Given entries:
_ _ _ _ _ _ _
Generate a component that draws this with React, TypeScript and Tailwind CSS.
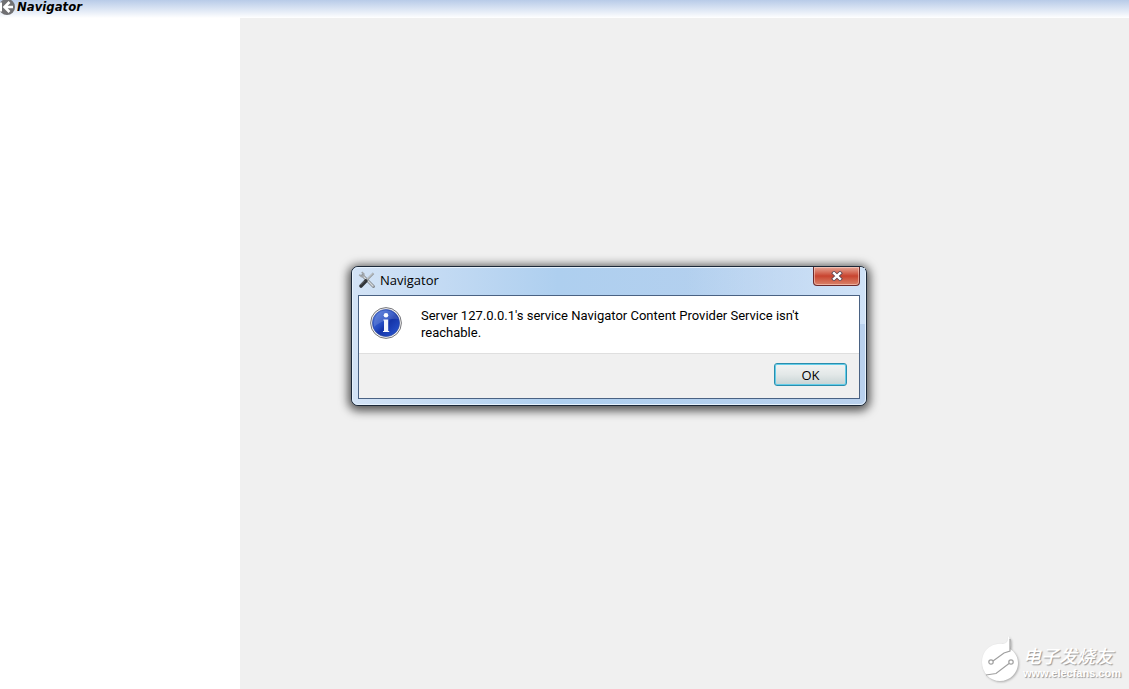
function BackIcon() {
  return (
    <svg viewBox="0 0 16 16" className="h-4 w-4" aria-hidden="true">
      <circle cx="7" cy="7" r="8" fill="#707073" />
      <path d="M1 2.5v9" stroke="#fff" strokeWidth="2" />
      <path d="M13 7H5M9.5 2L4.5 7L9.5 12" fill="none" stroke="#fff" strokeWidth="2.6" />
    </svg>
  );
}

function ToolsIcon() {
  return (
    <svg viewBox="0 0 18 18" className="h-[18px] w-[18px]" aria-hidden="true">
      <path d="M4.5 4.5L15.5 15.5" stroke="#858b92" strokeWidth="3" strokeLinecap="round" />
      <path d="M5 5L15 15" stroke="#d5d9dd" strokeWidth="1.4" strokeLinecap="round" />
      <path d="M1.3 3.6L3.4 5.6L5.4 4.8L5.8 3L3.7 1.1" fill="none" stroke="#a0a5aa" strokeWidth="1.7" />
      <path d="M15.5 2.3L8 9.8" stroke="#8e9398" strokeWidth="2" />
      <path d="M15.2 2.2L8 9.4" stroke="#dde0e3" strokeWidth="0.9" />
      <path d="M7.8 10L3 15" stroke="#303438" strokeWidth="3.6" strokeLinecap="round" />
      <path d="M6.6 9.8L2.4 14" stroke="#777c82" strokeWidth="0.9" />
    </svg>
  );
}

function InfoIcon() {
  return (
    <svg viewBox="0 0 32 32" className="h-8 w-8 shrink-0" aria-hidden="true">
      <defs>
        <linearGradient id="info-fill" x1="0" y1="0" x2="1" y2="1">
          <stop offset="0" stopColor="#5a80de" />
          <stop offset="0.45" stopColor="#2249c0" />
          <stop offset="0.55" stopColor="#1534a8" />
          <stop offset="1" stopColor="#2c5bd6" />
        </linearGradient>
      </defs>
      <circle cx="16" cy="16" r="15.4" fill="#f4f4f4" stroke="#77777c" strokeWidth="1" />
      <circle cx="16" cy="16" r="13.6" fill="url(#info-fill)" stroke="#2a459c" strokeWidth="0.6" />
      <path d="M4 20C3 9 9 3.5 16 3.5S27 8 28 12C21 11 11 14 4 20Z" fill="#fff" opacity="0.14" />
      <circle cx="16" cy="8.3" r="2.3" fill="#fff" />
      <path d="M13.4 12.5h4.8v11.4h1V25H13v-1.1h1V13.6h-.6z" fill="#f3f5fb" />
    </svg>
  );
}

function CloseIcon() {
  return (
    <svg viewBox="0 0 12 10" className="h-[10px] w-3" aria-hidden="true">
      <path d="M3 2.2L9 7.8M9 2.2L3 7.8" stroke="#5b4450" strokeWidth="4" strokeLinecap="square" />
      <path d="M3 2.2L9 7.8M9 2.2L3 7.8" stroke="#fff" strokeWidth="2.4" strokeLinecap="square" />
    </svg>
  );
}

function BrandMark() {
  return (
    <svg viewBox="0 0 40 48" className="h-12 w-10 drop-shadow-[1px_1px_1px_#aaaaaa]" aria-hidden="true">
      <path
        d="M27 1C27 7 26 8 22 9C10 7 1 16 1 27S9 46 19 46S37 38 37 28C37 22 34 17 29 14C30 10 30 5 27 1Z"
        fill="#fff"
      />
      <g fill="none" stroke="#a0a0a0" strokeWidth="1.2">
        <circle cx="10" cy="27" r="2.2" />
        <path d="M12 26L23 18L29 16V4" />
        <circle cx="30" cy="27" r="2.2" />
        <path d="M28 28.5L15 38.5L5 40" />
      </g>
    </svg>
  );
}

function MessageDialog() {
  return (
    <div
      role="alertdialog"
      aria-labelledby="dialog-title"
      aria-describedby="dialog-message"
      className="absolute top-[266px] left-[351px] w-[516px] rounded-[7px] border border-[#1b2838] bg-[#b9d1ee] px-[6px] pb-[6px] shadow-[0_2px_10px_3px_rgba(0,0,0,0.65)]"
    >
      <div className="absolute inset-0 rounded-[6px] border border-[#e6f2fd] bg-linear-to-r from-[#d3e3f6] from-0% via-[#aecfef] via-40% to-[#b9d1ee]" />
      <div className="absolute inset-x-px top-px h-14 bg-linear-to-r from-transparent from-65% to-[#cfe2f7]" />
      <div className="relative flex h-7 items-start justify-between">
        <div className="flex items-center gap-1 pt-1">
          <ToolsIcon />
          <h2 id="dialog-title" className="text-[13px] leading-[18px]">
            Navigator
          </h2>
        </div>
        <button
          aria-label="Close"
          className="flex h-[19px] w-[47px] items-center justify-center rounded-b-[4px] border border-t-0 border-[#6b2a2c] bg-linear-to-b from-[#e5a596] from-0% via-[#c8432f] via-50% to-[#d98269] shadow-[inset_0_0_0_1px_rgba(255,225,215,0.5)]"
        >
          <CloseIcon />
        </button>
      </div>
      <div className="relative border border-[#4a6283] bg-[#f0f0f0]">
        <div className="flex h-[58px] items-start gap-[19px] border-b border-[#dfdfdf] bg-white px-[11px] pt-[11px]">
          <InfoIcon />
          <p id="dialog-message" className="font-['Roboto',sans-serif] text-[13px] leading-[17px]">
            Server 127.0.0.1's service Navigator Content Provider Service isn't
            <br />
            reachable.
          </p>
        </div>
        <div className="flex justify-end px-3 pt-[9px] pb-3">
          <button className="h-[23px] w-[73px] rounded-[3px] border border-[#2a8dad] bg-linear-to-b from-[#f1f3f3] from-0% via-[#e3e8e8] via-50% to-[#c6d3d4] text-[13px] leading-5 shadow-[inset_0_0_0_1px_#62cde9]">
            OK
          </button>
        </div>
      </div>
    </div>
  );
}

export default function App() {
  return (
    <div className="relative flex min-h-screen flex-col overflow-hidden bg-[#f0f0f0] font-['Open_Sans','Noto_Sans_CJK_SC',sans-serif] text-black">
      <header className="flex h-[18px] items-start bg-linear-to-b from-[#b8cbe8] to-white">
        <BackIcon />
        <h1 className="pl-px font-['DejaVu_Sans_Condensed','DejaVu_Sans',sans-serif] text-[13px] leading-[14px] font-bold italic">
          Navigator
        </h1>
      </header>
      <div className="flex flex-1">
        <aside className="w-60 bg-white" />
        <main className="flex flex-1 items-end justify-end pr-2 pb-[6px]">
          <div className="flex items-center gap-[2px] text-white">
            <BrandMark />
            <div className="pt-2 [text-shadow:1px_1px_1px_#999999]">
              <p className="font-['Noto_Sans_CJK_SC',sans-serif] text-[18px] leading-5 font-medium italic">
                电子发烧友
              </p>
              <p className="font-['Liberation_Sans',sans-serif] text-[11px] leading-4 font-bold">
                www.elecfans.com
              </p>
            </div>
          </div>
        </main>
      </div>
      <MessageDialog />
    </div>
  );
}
_ _ _ _ _ _ _
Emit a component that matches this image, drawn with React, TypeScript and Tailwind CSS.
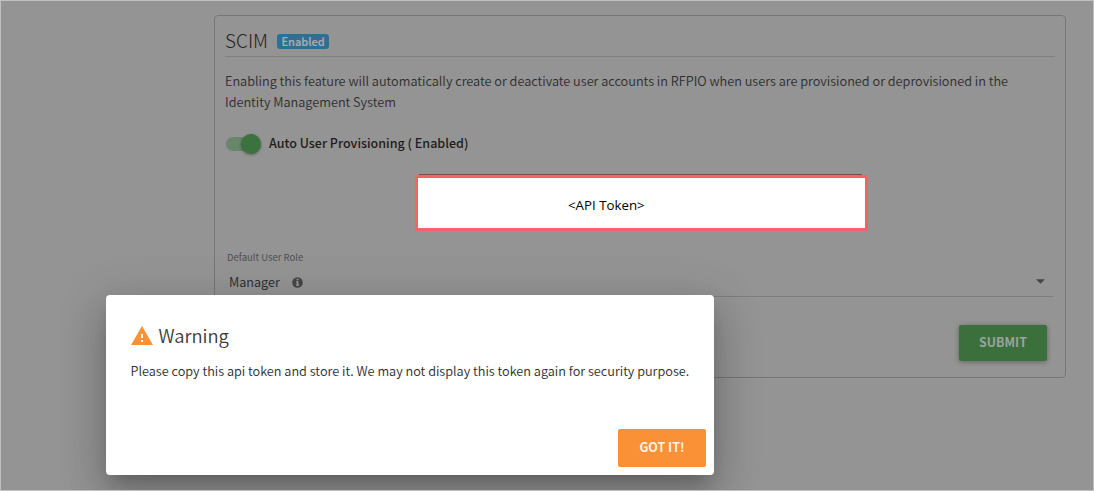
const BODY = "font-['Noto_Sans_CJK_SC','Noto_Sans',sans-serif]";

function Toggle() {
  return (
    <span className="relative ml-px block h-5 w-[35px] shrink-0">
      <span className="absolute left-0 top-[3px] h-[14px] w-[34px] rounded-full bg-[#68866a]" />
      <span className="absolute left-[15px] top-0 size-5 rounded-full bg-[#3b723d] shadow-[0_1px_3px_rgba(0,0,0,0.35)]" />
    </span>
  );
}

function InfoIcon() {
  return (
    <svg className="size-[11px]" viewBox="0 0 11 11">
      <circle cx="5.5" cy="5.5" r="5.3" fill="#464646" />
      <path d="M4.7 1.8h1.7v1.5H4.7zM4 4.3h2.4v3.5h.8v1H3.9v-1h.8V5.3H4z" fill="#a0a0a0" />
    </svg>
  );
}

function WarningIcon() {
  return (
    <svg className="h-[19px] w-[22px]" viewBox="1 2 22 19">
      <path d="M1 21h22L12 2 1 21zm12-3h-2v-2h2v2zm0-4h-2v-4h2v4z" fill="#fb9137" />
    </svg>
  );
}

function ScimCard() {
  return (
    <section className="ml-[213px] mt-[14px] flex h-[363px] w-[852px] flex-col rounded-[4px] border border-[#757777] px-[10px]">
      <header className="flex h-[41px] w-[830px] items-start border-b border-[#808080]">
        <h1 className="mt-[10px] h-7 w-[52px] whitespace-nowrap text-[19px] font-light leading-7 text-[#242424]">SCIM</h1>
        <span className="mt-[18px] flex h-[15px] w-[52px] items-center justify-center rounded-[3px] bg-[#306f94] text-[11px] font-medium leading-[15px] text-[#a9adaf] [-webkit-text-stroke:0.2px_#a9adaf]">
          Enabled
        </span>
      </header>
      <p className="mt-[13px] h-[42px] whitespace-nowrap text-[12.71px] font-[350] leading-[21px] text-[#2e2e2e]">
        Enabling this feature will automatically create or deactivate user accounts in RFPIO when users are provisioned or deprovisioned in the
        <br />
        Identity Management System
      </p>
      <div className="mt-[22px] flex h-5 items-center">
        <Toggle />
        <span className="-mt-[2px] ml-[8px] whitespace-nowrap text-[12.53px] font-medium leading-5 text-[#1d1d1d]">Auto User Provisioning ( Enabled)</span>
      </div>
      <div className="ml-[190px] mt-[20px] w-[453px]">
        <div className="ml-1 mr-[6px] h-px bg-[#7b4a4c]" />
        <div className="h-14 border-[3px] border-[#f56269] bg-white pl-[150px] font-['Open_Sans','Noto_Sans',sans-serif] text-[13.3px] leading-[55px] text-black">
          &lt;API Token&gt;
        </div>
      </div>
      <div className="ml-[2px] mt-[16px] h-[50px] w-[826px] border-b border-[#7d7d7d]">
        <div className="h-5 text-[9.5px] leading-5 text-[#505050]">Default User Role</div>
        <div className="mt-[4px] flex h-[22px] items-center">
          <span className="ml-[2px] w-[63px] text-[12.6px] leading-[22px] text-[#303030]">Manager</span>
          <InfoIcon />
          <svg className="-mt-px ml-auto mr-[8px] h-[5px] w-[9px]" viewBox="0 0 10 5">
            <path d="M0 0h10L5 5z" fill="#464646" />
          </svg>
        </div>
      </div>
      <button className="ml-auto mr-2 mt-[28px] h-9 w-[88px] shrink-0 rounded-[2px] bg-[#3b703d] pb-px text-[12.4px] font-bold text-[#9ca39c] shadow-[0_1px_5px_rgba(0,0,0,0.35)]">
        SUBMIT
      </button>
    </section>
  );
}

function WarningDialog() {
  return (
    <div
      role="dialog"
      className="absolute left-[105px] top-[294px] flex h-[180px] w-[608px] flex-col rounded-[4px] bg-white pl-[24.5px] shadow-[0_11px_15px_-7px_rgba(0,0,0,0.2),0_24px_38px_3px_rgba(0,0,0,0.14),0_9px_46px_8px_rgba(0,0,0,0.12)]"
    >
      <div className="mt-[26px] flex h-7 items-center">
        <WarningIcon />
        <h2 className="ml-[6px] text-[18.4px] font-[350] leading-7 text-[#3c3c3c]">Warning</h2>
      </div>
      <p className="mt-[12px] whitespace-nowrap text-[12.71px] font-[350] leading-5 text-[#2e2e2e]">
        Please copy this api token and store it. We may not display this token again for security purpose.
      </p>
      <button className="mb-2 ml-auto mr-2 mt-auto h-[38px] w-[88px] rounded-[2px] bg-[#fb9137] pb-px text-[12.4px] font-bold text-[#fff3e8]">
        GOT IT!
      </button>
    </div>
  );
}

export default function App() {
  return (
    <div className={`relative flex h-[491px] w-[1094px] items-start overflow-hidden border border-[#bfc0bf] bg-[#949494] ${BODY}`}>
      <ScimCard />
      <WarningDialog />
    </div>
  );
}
_ _ _ _ _ _ _
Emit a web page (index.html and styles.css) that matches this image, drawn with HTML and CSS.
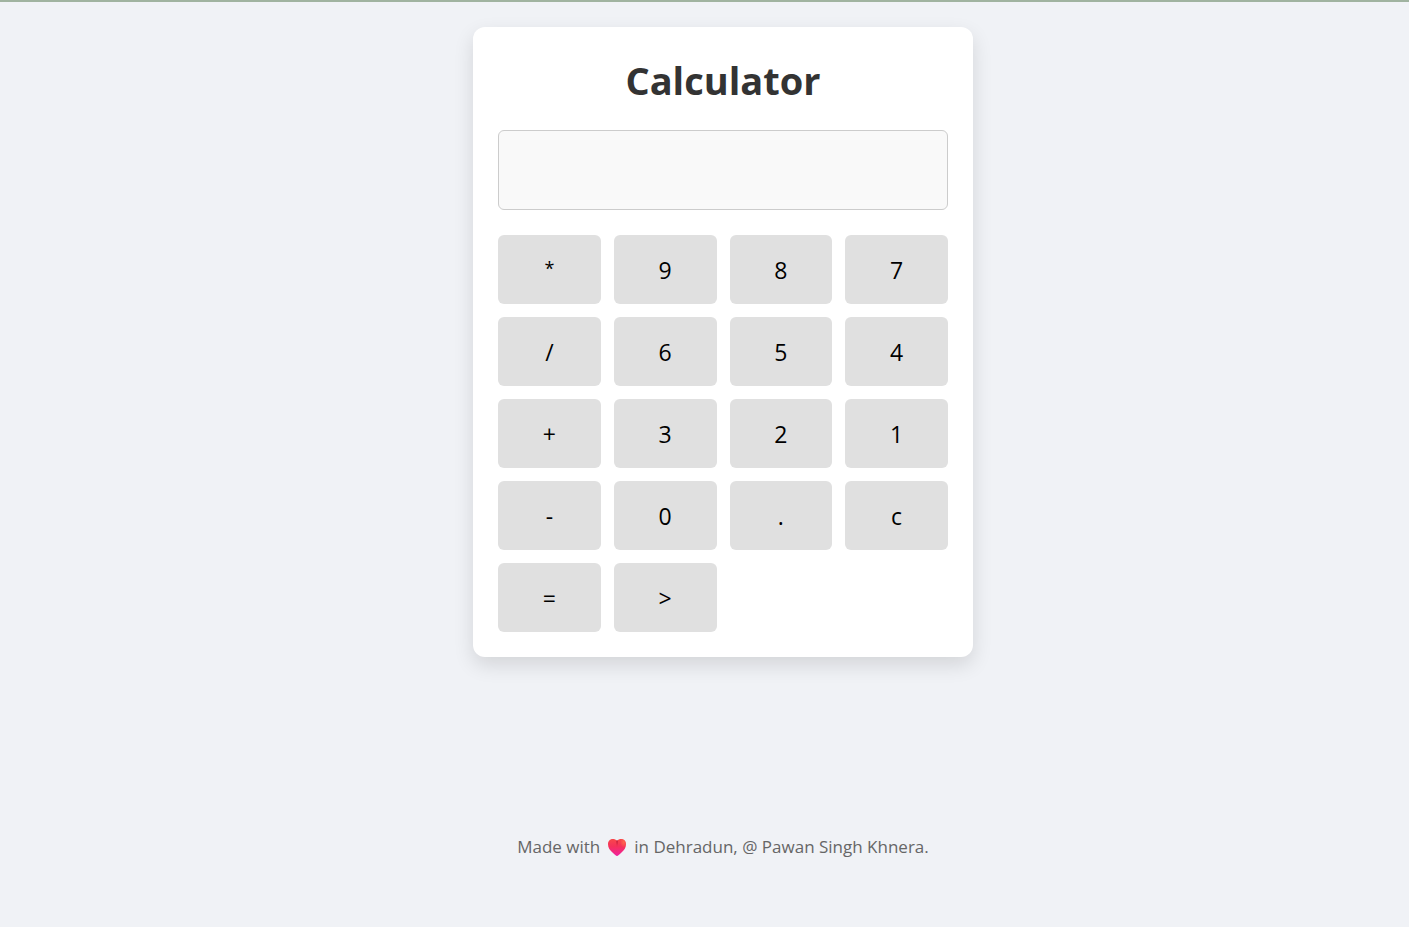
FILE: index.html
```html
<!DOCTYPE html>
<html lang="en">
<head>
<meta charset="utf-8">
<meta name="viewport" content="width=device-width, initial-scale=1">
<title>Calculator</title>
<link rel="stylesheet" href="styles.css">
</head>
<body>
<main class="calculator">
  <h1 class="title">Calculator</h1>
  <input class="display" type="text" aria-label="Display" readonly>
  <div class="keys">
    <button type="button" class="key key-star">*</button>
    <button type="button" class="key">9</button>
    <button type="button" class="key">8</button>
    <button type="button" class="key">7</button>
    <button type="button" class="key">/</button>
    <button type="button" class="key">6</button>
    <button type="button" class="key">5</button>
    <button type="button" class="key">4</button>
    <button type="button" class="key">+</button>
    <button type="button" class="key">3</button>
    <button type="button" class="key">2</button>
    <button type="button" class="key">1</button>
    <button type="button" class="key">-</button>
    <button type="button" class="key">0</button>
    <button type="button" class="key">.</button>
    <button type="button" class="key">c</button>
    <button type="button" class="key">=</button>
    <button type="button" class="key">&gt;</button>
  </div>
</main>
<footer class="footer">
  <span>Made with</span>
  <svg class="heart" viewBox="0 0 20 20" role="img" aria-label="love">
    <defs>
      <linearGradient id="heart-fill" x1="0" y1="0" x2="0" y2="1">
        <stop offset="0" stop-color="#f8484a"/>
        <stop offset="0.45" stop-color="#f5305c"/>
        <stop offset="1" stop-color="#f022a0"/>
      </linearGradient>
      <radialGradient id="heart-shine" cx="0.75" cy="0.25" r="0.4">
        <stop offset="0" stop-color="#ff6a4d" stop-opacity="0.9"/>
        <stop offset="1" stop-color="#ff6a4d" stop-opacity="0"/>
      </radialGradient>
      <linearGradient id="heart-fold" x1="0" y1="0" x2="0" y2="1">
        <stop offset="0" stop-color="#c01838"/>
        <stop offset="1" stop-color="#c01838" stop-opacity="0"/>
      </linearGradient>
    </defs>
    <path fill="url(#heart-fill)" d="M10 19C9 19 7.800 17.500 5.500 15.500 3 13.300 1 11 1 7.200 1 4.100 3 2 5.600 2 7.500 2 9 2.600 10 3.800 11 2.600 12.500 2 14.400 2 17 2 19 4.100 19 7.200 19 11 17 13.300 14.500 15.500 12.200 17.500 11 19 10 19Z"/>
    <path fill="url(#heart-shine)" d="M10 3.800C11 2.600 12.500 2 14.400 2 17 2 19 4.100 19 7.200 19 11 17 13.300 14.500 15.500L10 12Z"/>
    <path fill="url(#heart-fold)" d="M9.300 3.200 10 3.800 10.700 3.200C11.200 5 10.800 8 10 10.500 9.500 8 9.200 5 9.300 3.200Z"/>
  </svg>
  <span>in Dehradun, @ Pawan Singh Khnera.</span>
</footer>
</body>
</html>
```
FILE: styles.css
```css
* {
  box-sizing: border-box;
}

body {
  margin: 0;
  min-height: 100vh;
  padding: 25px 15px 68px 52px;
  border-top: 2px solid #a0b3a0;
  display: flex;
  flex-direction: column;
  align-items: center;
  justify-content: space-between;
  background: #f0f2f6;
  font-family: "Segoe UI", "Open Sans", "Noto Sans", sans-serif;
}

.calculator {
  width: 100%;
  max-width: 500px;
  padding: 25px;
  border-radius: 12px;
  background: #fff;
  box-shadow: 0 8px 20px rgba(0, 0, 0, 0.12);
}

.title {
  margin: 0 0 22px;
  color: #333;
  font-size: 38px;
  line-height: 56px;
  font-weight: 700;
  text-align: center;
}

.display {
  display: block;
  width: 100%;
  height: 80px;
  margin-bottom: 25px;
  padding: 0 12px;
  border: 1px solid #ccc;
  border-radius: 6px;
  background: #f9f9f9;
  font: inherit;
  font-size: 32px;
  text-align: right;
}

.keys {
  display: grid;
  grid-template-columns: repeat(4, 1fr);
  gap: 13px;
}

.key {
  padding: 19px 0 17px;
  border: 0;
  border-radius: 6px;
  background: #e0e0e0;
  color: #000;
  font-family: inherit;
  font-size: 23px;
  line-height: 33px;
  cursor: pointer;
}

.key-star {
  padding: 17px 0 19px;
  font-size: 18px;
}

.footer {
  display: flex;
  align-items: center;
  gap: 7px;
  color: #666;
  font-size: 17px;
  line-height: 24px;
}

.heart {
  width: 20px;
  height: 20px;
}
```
_ _ _ _ _ _ _
Set problem: Search the data above for the word "index", then gather each line in which it appears.

Solution below:
Emit a web page (index.html and styles.css) that matches this image, drawn with HTML and CSS.
FILE: index.html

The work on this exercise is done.